As I plummet downhill again, it occurs to me that the flamboyant Beau Nash, real name Richard, the creator of the city that Jane Austen would have known, not only died before its most glamorous set pieces were built but before anyone knew the Roman Baths were there at all: they were rediscovered by mistake in 1858.

Inside the baths, a middle-aged slave is taking the weight off his sandals. A real Roman slave, of course, would be scraping some sweaty tribune with his strigil. But while living history embarrasses me (do I pretend I think he's Roman, even though we are both adults?), it works for children; it adds human scale and makes you realise how important this site was.

Actors, lighting, models and labelling show how they looked and worked. I like the videos replacing what you see with scenes from 2000 years ago: temples, altars, Turkish baths and the Sacred Pool (now the King's Bath), that occupied part of the temple to Sulis Minerva.

Next day I hail a cab to the American Museum and get an earful about the Holburne: "I haven't seen it and I'm not going to," the driver fumes. "You're the only person in Bath who likes it."

Peace reigns at the American Museum, in a Jeffry Wyattville manor house overlooking a glorious valley. It was founded 50 years ago by a Standard Oil heir and his English partner to teach Britons about American culture.

For its birthday, the museum has opened a permanent exhibition of folk art from pre-industrial America in the manor's old picture gallery. It has also staged a headline-grabbing show of Marilyn Monroe dresses that is oddly charming and affecting: the empty frocks with their sequins and cutaways show her fluctuating shape as she battled with drink, drugs and depression.

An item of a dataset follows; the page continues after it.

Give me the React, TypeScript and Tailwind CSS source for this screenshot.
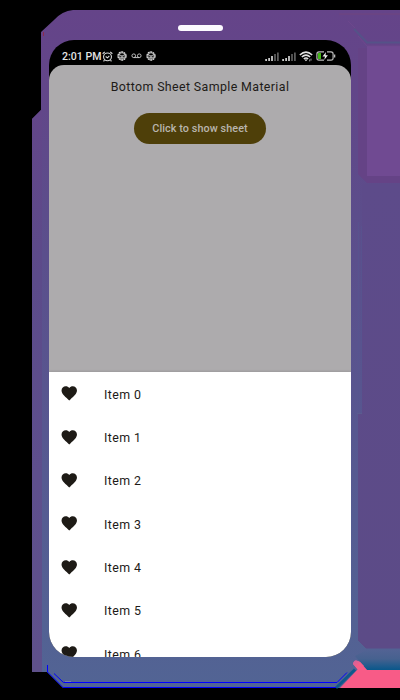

If, after all that, you still have the energy for the main collection of room sets, furniture, American Indian artefacts, New Mexican santos (or holy figures) and the famous Quilt Room, I salute you. With that level of stamina you should return to Bath and see its other 13 museums.

Fast facts

Getting there

Trains from London Paddington to Bath Spa take 90 minutes and cost from £9.50 ($14.65) one way.

Sightseeing there

The Holburne Museum of Art reopened last month with Peter Blake: A Museum for Myself. Entry £6.50 adults, general admission free. See holburne.org.

The Bath Preservation Trust runs four museums. Work here will finish in 2013; admission costs £6.50 adults. See bath-preservation-trust.org.uk.

The Roman baths has a Spas Ancient & Modern package that runs all year in tandem with the nearby Thermae Bath Spa (from £61.50 a person). In July and August the baths are open until 9pm; entry £12 adults, £7.80 children. See romanbaths.co.uk.

The American Museum is open from March to October and at Christmas. Entry £9 adults, £5 children. Marilyn — Hollywood Icon runs until October 30. See www.americanmuseum.org.

See visitbath.co.uk for details of the Year of the Museum.